**TASK DETAILS**
Check each line of the records for "screenshot"; collect those that have it.

**DATASET EXTRACT**
....................

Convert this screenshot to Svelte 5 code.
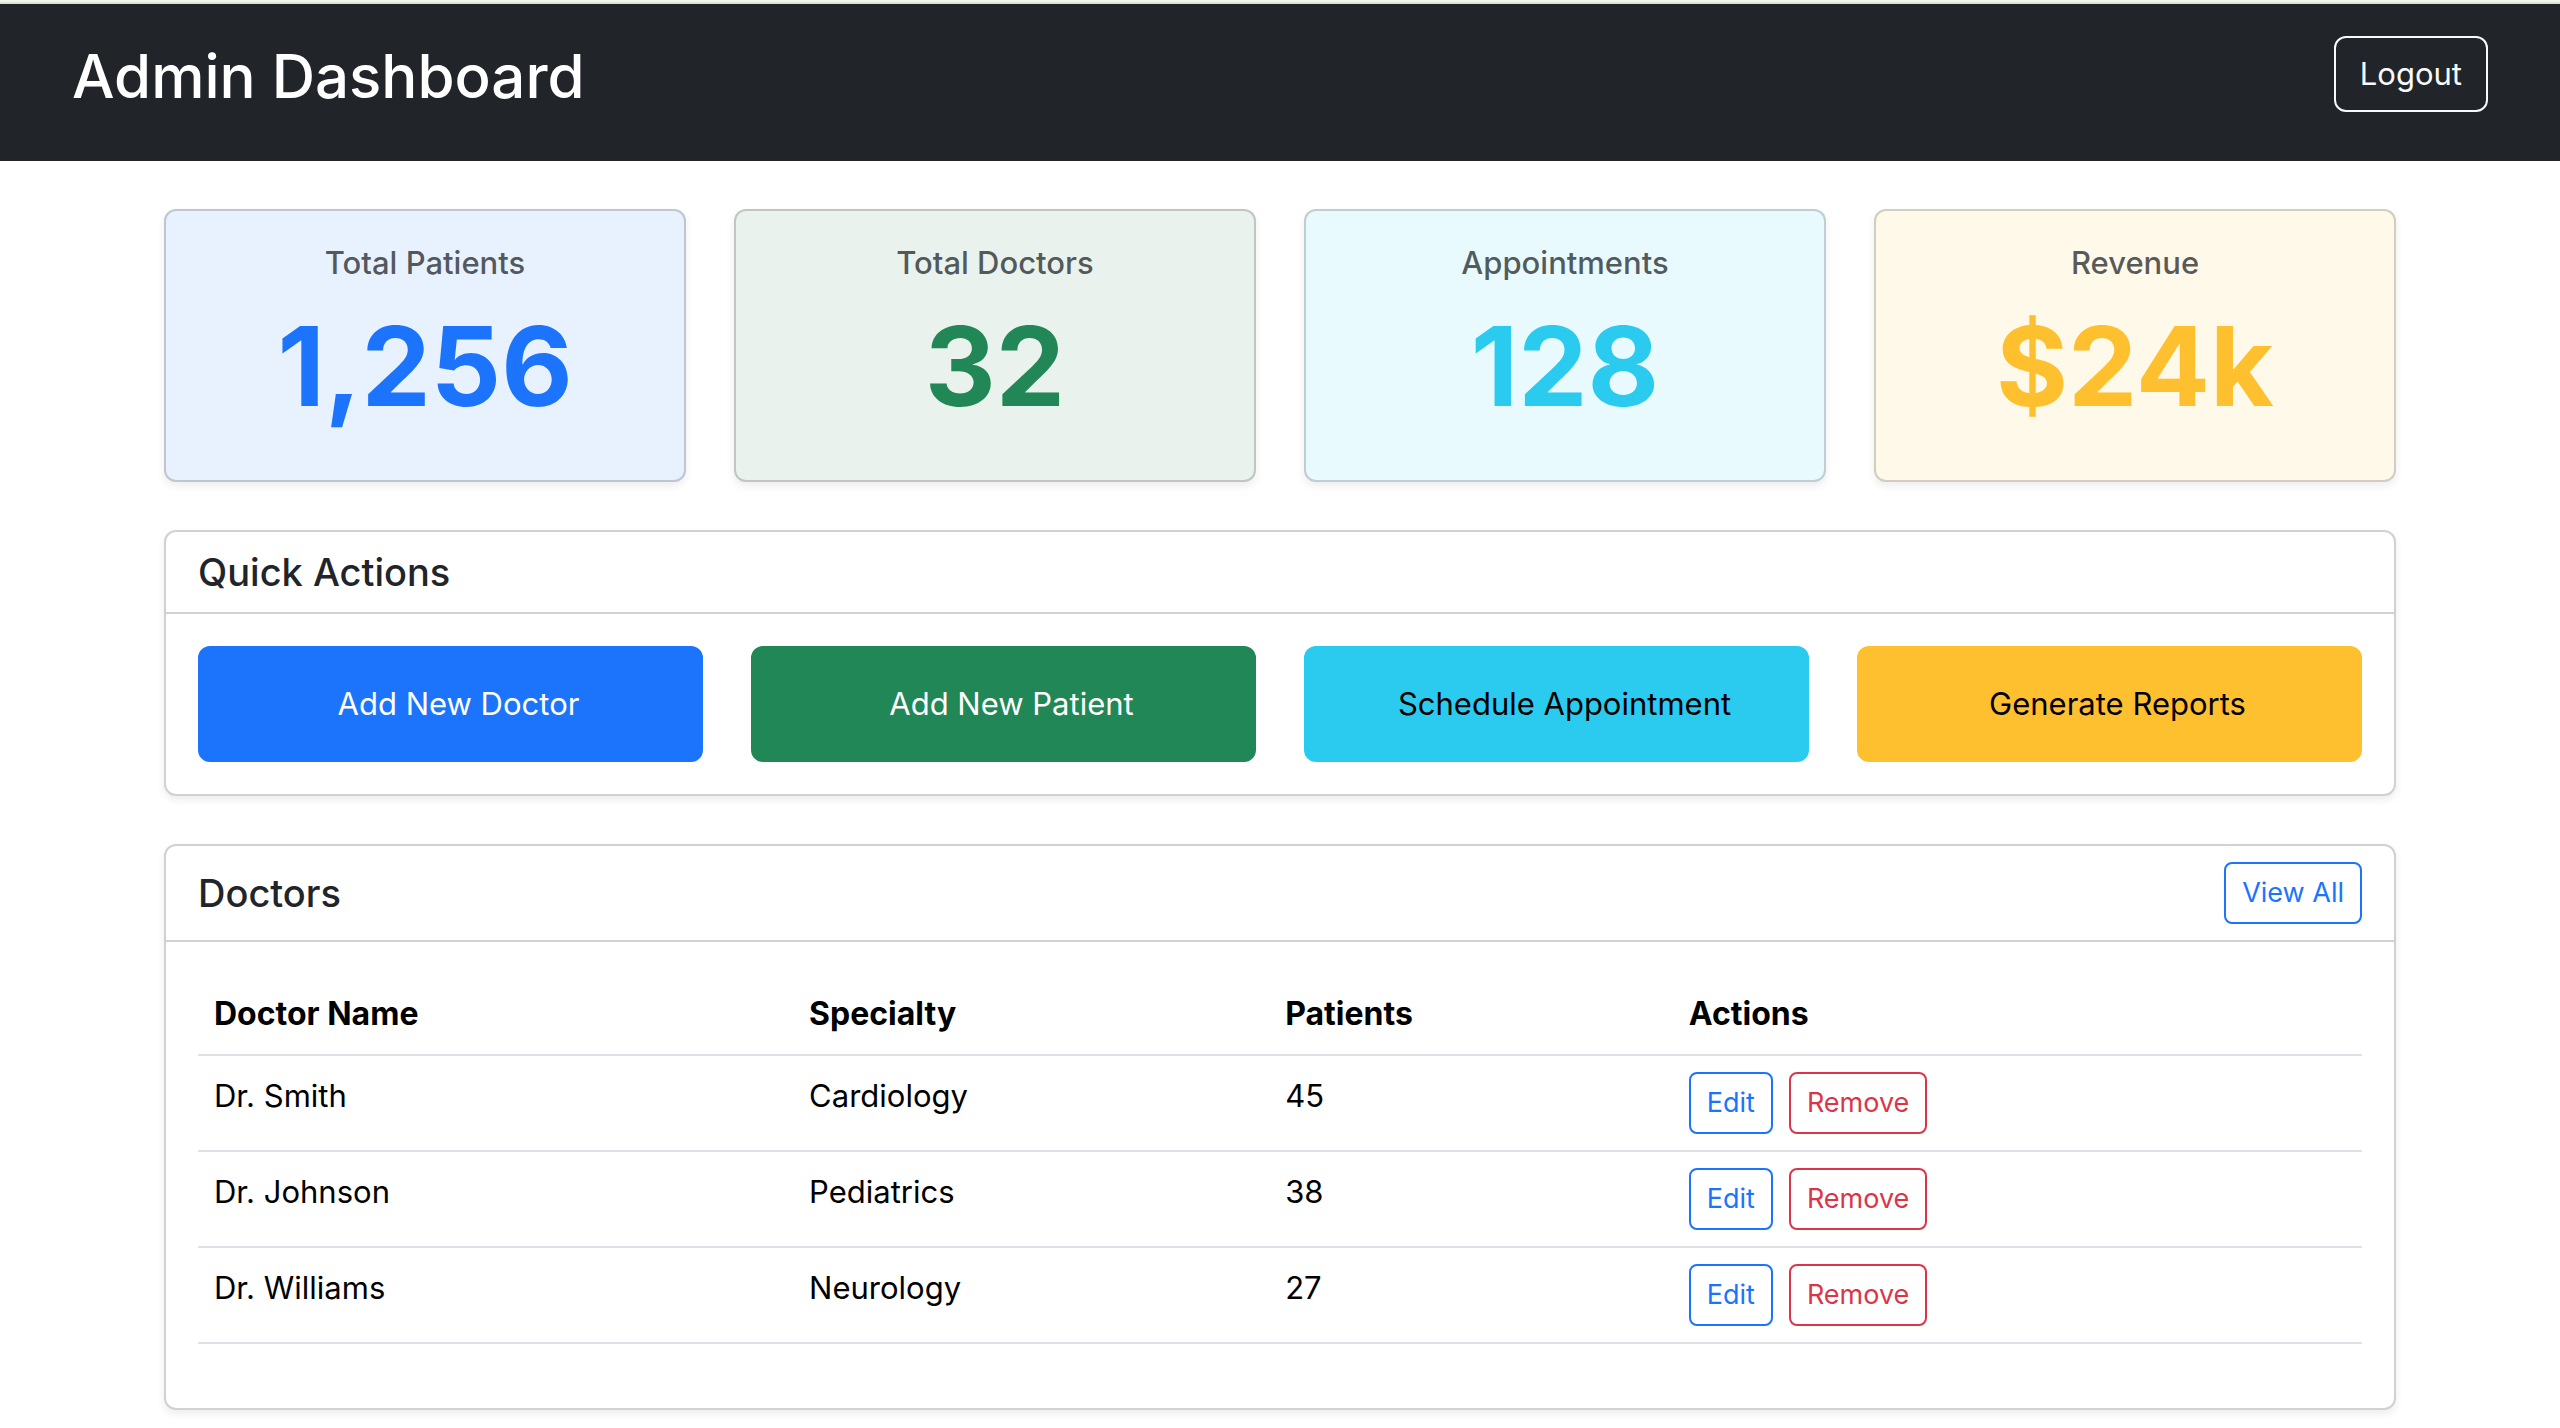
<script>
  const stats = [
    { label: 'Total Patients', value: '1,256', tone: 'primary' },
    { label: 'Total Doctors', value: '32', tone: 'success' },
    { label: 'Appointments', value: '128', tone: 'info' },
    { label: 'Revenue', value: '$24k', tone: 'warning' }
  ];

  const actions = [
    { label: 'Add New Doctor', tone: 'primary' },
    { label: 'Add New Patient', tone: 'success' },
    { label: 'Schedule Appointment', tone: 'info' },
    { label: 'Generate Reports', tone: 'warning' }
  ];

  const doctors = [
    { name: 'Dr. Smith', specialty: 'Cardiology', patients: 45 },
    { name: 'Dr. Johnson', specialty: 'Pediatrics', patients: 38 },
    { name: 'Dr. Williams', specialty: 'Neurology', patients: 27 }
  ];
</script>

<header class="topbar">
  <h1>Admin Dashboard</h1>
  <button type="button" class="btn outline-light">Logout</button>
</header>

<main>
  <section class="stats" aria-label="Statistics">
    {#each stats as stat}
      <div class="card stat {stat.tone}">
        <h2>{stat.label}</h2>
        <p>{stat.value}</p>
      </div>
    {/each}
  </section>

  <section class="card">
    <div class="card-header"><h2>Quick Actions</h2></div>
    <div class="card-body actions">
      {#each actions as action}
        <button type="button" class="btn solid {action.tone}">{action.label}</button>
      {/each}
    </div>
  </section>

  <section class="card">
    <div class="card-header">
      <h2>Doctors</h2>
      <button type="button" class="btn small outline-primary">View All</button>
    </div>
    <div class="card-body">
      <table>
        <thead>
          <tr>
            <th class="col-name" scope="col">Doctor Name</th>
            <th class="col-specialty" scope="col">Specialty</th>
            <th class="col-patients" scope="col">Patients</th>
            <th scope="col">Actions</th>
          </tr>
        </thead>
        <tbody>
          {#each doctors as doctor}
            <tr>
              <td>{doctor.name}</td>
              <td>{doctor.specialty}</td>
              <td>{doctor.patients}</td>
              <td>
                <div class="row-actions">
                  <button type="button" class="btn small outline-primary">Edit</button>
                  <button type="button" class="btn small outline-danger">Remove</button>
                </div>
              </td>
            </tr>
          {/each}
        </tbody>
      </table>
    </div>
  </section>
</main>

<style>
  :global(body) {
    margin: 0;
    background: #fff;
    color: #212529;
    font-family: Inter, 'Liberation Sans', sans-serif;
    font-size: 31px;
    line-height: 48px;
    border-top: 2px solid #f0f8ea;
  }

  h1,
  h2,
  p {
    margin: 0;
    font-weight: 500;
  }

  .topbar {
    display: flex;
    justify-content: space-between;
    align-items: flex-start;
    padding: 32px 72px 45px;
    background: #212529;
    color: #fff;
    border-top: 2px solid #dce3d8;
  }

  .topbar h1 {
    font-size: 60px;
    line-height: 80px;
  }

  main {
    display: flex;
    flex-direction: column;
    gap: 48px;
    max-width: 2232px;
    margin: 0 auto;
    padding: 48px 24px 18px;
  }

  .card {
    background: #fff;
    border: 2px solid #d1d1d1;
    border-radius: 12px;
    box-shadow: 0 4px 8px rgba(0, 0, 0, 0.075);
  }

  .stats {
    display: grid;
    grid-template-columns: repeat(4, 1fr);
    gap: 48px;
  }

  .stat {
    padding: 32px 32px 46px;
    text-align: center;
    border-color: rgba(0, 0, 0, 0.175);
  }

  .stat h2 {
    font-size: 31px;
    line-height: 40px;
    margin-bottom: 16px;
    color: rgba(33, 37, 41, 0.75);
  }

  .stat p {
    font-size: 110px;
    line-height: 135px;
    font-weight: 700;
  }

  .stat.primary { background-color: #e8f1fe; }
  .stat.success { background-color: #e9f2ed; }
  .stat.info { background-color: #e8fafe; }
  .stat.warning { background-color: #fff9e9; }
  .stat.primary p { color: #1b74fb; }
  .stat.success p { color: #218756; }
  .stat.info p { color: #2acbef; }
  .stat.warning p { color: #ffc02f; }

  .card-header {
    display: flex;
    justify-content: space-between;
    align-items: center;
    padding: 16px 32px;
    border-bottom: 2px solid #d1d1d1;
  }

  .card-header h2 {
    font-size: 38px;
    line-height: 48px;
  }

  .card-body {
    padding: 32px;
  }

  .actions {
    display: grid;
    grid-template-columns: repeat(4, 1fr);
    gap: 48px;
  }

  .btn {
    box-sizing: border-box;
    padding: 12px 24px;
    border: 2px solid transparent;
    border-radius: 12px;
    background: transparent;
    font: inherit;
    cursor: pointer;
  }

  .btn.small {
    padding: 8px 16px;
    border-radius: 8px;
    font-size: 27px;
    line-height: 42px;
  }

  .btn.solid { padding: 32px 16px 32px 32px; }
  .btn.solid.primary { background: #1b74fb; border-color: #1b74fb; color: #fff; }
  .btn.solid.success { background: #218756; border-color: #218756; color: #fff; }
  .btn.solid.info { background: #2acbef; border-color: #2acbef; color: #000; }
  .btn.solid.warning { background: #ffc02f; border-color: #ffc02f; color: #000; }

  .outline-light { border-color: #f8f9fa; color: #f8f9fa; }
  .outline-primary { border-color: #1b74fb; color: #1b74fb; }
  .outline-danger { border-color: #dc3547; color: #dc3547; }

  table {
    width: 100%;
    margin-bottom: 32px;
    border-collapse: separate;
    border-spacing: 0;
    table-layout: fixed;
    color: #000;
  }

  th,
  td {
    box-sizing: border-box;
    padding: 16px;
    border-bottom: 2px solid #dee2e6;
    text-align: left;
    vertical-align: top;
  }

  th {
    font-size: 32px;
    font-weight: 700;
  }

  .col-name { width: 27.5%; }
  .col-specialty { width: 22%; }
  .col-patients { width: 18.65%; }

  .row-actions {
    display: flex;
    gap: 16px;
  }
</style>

....................

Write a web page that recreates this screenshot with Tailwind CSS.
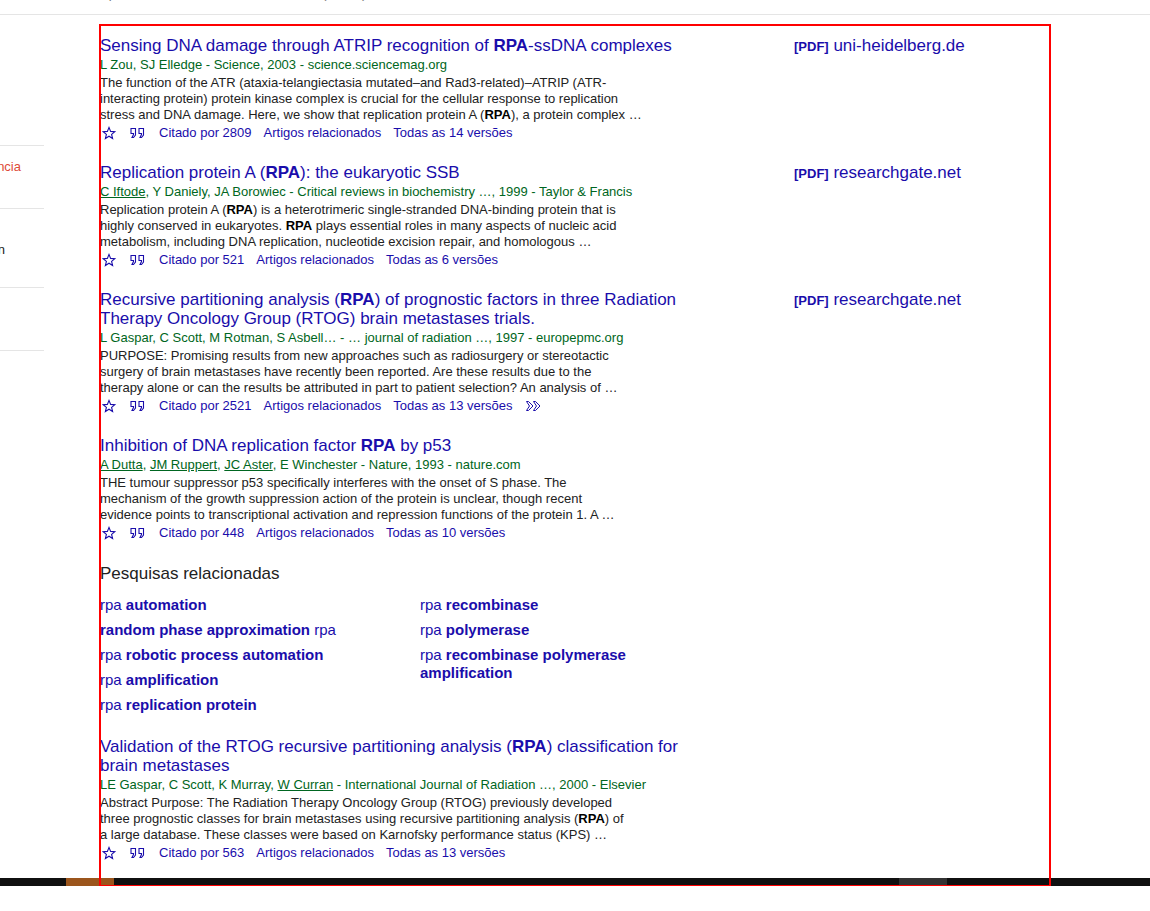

....................

**EXPECTED ANSWER**
Convert this screenshot to Svelte 5 code.
Write a web page that recreates this screenshot with Tailwind CSS.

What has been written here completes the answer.